[Records with interface code]
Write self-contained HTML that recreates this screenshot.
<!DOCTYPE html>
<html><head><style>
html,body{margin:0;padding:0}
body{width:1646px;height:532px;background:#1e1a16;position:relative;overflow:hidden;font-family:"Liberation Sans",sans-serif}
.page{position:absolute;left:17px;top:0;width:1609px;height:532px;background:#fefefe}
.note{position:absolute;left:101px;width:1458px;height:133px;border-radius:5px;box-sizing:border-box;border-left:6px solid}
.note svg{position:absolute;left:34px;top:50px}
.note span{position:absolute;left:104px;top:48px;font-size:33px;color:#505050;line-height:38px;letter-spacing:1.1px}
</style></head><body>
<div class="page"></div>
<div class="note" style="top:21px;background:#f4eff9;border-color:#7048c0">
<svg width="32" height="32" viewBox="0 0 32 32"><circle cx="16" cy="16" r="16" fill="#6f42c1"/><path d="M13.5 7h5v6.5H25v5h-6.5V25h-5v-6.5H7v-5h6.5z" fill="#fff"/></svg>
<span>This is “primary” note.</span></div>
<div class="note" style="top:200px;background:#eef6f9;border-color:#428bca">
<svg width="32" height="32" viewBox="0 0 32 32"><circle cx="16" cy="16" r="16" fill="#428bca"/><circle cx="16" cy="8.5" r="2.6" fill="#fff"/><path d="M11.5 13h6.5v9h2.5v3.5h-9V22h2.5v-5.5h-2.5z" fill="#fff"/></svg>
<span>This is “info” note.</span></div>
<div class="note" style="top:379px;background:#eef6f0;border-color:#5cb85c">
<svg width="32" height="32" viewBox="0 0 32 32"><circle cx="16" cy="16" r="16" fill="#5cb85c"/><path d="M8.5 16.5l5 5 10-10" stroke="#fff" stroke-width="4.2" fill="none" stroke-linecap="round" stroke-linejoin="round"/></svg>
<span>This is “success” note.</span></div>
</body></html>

--

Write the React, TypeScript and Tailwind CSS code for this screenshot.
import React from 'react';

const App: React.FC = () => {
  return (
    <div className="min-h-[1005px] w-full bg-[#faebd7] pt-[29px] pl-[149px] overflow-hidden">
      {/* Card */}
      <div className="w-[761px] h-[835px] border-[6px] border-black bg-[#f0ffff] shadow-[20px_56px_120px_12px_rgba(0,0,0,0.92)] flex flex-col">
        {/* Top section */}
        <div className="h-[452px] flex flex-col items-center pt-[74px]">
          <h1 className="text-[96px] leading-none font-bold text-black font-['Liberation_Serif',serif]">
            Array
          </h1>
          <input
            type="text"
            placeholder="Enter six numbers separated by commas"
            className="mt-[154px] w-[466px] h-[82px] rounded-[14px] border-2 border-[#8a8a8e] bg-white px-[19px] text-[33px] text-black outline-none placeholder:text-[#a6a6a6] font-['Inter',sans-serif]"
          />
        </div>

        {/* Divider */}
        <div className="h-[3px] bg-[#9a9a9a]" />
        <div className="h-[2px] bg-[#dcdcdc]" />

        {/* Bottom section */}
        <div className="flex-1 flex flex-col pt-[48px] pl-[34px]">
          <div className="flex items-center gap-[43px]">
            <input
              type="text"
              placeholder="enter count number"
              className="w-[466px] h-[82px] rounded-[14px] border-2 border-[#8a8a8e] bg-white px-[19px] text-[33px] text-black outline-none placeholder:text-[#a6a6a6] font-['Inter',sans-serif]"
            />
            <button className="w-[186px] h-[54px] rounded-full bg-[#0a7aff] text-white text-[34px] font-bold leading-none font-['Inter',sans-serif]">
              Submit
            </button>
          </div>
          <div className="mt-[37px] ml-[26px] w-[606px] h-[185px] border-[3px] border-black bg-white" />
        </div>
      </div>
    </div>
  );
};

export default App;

**Requirements**
Copy out each line of the material that holds the word "React".

**In response**
Write the React, TypeScript and Tailwind CSS code for this screenshot.
import React from 'react';
const App: React.FC = () => {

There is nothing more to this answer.